A fome alastra na Grécia, onde já se registaram casos de crianças que desmaiam durante as aulas, em consequência de carências alimentares. Afecta ao poder, a maioria da comunicação social silenciou – ou desvalorizou – esta situação, porque o que interessa é que a austeridade não provoque mais indignação e leve o povo a levantar-se contra os governantes e o poder económico – os investidores, ou os mercados, ou os especuladores, ou os agiotas – pois são eles os pais da crise. Não importa o que as crianças sofrem, seja na Grécia, seja na Serra Leoa, seja em Portugal, desde que os senhores investidores possam ver bem remunerados os empréstimos que nos fazem com o dinheiro que acumularam à custa do nosso trabalho. Com o dinheiro que nos roubaram.
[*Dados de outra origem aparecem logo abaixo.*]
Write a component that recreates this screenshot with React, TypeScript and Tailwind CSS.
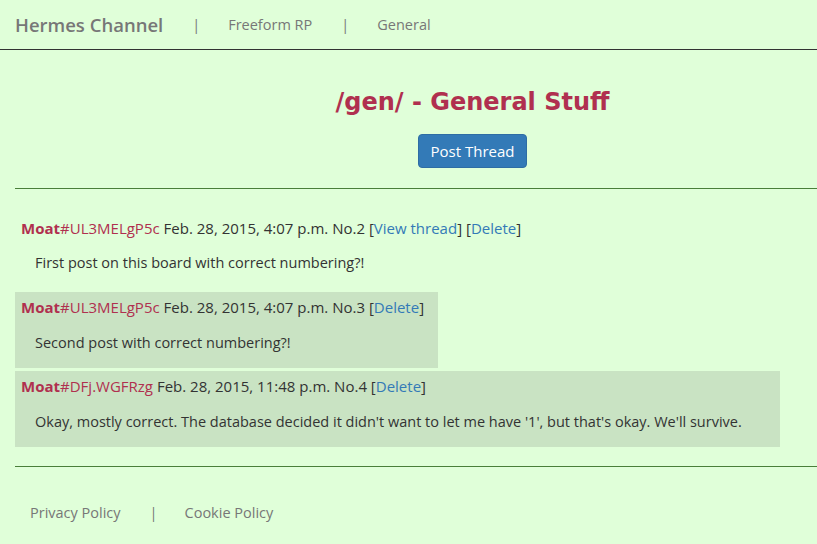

Por cá, entusiasmado com a mansidão do bom povo português, sempre à espera que a senhora de Fátima (ou D. Sebastião) faça o milagre de salvar o país, o garotelho que o PSD pôs à experiência em S. Bento já veio dizer que daqui a 20 anos as pensões de reforma estarão reduzidas a metade. Acrescenta o salafrário que o melhor é os portugueses começarem a poupar, constituindo reservas em instituições públicas ou privadas, de maneira a que as suas pensões sejam menos miseráveis do que ele, em tom de ameaça, já vaticina. Para além de confessar o fracasso do sistema económico e financeiro em que vivemos, o mariola – qual coelho escondido com tudo de fora – vai, sub-repticiamente, empurrando a maralha para subscrever produtos financeiros dos bancos e das seguradoras, que por acaso – e só por mero acaso – estão nas mãos dos senhores capitalistas, os tais que ajudaram à festa e que, assim, alargarão a sua manjedoura. E que, depois, darão emprego, com boas reformas no fim, aos tratantes dos governantes e deputados que lhes animarem o negócio.
Poupar? Mas poupar o quê? E como? Não saberá o biltre que ele tem, acolitado pelo carniceiro Gaspar, rapado os últimos cêntimos dos bolsos dos portugueses, e que todos os dias promete mais e melhor rapinanço?
Alguém disse, há dias, esta coisa muito certa: «Esta é uma crise do capitalismo e foi criada pela sobre-exploração da força de trabalho, com os imensos lucros do grande capital e a sua acumulação. O capitalismo é um sistema que está podre e obsoleto. Não pode ser corrigido. Enquanto o capitalismo existir, trará sempre consigo desemprego, fome, guerra, exploração brutal para as classes trabalhadoras e a população em geral».
Parece claro que – e as palavras do rapazola não deixam margem para dúvidas – com os facínoras que há trinta e cinco anos nos governam, só nos resta ver os nossos filhos a cair de fome.
Por muito menos a Maria da Fonte veio para a rua de pistolas nas mãos. E nós? Estamos à espera de quê?
(João Carlos Pereira)
Crónica lida nas “Provocações” da Rádio Baía em 28/12/2011.